Na de geschiedenis en de iconografie van het reliekschrijn te hebben onderzocht, en de legende van Sint-Odilia te hebben bestudeerd, verdiept Jeroen Reyniers zich in de exacte wetenschappen, om de geschreven bronnen te checken en de hypothesen te bevestigen die hij eerder publiceerde in een boekje, onder de titel Het reliekschrijn van Sint-Odilia. Een verborgen parel herontdekt. Deze tweede fase zou meer duidelijkheid moeten scheppen over de oorsprong van het schrijn en het creatieproces.

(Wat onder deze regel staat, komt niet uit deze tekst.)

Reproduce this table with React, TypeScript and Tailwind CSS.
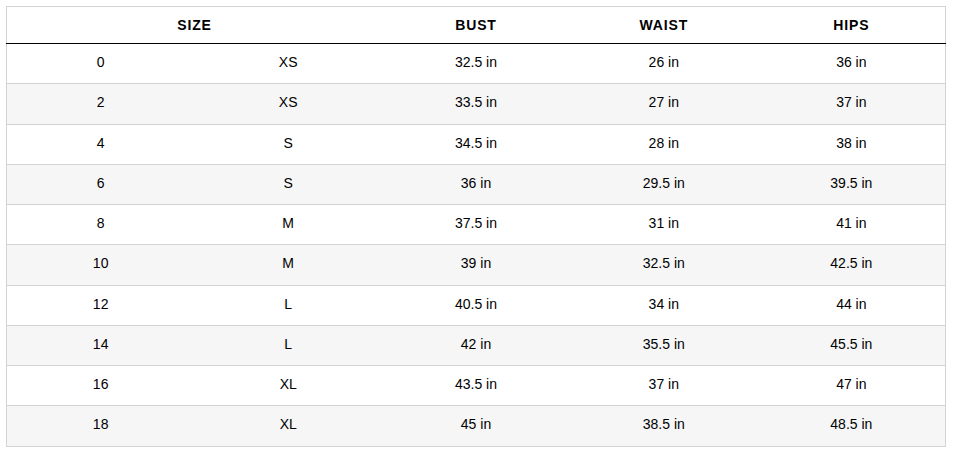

Het dendrochronologisch onderzoek van de panelen zal het niet alleen mogelijk maken om het werk te dateren, maar ook om het gebruikte soort hout en de geografische herkomst ervan te bepalen. Het gaat om een methode om hout te dateren door de concentrische jaarringen van boomstammen te tellen en hun dikteveranderingen te bestuderen.
Een analyse van de picturale laag via X-stralen fluorescentie spectrometrie, d.w.z. de weerkaatsing van X-stralen op de materie, zal een nauwkeuriger beeld werpen op de picturale compositie.
Tot slot moet een analyse van de relieken via de Koolstof-14-methode nagaan of ze wel degelijk dateren uit de tijd van Sint-Odilia (4de eeuw). Deze methode om een organische stof te dateren is gebaseerd op de meting van de radiologische activiteit van de koolstof-14 (14C) in de materie, en kan het tijdstip van overlijden bepalen.